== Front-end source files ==
*-*-*
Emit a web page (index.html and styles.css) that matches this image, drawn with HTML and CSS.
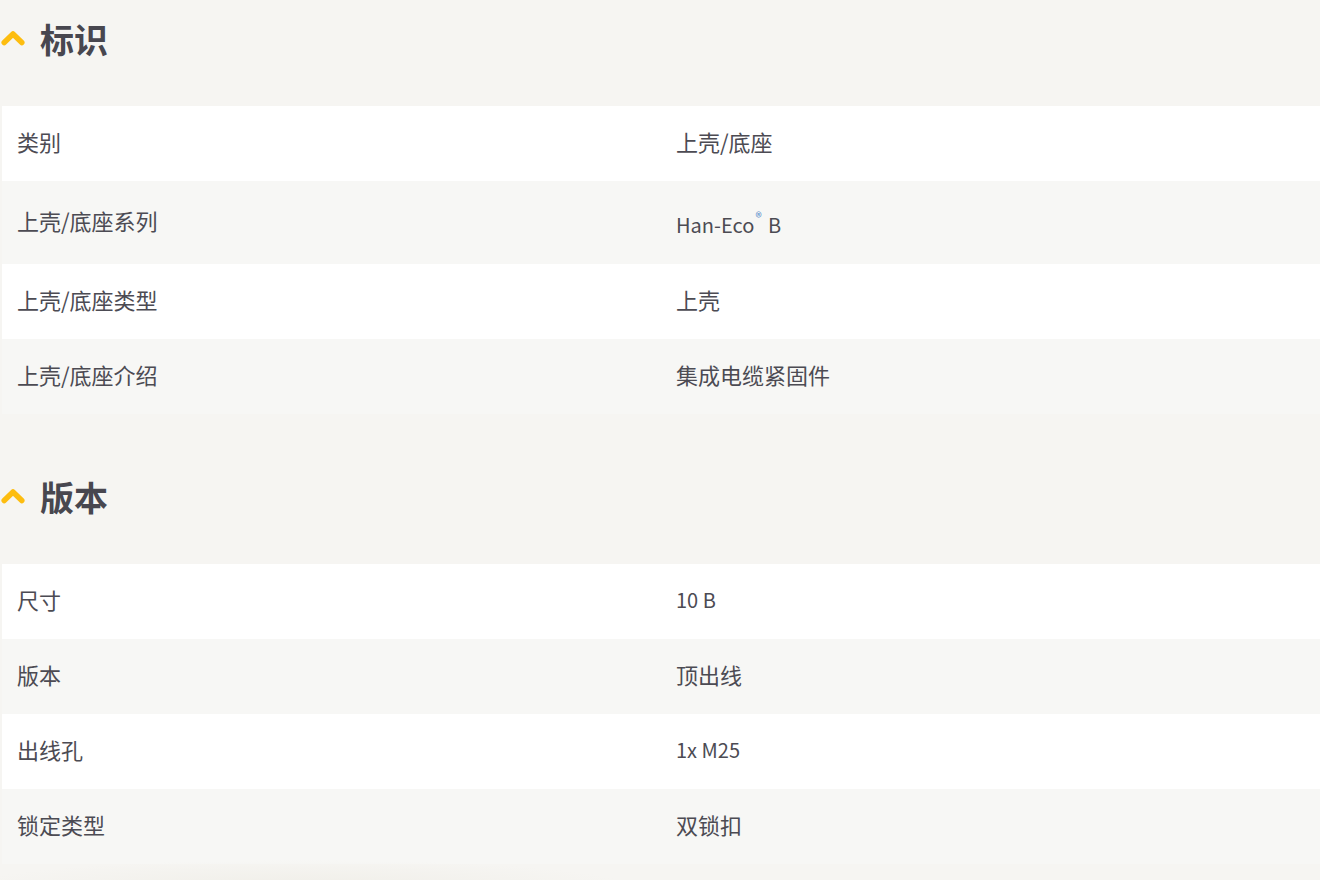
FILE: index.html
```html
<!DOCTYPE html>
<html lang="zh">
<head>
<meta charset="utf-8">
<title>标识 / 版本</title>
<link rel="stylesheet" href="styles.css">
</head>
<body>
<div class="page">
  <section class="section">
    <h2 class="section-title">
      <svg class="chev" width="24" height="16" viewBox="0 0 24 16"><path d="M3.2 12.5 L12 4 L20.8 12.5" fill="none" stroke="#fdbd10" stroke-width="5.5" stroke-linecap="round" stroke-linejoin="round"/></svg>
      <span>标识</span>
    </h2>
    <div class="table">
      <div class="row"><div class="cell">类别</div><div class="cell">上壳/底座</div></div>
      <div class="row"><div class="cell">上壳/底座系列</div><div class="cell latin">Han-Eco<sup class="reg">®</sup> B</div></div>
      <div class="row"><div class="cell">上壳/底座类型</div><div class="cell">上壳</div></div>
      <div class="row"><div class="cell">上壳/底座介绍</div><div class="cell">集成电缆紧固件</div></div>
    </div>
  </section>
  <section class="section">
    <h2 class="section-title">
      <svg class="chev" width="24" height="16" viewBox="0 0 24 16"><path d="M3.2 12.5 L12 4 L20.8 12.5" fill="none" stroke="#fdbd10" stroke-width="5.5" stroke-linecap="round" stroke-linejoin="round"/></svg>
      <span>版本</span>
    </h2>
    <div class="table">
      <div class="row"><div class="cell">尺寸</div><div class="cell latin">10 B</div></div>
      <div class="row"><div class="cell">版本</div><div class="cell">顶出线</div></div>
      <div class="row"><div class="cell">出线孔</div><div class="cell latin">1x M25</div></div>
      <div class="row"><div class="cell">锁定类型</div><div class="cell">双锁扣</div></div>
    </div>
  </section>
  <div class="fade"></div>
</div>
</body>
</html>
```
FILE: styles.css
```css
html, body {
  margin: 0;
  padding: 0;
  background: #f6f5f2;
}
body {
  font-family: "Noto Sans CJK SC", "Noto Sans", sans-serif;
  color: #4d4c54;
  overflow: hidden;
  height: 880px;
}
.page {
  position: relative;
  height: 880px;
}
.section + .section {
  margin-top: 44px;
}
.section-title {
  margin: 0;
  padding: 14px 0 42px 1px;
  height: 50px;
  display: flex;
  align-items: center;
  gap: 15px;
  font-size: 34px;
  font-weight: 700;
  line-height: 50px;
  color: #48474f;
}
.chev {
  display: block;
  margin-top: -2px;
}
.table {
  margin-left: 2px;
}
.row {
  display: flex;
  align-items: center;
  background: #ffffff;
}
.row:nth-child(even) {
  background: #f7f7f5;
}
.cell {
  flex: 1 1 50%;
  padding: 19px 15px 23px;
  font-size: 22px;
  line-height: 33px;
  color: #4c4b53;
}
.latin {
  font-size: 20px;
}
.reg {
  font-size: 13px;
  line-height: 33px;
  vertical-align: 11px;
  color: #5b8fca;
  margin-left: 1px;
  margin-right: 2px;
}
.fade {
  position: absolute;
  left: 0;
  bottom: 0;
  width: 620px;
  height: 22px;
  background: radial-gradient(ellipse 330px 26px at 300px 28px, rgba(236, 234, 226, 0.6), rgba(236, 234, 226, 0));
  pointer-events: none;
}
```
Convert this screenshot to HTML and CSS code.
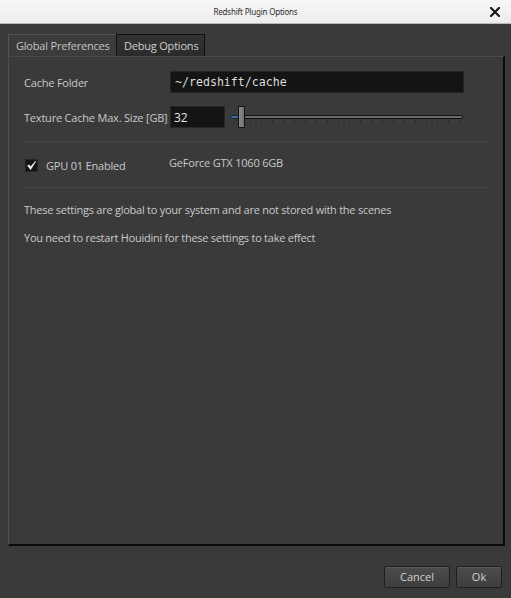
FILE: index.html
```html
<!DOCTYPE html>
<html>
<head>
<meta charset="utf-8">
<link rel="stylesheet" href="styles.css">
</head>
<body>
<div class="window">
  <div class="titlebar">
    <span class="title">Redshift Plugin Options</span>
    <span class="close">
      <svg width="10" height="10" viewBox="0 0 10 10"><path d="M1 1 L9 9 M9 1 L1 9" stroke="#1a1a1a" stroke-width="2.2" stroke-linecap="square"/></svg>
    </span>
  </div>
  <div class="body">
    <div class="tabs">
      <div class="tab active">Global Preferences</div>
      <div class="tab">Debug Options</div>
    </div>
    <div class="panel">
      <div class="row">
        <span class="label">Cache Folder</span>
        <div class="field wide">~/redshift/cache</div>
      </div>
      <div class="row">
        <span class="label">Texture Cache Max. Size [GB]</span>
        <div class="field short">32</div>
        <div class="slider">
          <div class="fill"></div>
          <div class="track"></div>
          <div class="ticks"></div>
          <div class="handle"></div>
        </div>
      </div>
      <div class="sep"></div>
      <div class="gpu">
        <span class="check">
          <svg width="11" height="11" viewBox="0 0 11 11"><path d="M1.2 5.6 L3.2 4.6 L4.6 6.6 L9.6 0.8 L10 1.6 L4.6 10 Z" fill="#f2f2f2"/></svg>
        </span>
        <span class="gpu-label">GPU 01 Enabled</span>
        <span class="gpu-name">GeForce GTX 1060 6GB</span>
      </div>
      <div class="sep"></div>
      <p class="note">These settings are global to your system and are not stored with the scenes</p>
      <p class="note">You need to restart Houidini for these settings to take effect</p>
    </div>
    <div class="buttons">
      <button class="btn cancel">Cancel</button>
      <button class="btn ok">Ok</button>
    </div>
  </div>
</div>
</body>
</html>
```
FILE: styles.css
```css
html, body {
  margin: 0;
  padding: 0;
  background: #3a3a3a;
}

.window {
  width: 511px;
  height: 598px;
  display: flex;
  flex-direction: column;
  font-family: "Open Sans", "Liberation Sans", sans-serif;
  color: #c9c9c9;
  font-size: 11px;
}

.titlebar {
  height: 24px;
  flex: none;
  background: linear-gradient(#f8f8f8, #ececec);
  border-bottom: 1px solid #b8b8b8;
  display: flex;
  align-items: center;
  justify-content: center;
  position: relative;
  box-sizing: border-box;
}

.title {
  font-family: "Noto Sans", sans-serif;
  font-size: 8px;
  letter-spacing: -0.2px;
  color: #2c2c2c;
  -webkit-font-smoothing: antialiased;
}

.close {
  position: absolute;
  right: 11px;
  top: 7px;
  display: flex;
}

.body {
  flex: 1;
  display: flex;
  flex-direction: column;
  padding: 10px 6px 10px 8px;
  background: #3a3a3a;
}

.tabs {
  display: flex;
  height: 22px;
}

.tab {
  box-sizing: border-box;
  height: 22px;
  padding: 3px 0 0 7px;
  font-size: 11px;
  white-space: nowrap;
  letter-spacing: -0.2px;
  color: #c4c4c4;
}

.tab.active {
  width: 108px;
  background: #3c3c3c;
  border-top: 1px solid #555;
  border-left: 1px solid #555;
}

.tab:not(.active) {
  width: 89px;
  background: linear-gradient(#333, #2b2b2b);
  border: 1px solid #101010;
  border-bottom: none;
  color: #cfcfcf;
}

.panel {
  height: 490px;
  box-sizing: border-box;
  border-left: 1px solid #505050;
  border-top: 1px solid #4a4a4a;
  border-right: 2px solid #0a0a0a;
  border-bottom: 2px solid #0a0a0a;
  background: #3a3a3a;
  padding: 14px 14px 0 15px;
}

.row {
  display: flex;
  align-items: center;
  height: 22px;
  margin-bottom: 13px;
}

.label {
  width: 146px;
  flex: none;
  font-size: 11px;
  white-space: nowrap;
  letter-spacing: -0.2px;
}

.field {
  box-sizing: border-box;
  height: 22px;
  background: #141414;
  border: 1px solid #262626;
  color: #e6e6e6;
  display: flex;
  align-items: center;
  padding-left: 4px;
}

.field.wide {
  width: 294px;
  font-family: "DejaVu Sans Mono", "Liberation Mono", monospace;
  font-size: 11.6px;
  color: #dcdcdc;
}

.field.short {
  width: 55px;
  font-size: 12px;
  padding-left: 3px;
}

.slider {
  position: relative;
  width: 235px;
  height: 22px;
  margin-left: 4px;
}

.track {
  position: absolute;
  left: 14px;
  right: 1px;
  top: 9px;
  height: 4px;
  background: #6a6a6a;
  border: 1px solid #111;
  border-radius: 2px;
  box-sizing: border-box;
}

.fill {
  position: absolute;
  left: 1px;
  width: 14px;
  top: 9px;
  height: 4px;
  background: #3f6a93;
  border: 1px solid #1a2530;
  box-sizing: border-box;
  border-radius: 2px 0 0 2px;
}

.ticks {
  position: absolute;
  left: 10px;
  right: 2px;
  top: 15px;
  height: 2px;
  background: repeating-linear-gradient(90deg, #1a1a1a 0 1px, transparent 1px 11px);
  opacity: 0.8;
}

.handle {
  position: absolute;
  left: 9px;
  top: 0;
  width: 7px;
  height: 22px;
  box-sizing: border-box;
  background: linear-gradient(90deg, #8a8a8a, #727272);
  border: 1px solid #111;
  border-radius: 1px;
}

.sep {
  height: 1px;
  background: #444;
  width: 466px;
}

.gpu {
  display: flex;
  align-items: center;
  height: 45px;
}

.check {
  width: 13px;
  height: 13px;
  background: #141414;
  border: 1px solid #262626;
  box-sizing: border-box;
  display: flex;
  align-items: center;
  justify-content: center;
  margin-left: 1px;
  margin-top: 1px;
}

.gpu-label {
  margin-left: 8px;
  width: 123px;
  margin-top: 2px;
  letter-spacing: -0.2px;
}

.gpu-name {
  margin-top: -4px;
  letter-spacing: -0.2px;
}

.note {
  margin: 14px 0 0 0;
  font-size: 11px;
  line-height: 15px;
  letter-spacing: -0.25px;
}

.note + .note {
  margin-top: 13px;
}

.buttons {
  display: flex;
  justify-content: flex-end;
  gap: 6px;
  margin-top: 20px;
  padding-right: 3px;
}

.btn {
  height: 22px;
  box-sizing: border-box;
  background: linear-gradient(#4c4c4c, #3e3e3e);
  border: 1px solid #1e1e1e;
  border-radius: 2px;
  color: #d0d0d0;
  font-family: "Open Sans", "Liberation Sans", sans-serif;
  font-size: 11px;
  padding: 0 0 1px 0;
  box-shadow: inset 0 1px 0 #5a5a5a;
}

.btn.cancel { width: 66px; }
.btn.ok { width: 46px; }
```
*-*-*
== Exercise ==
Give the number of lines in the entries that hold the word "page", and nothing else.

== Written response ==
3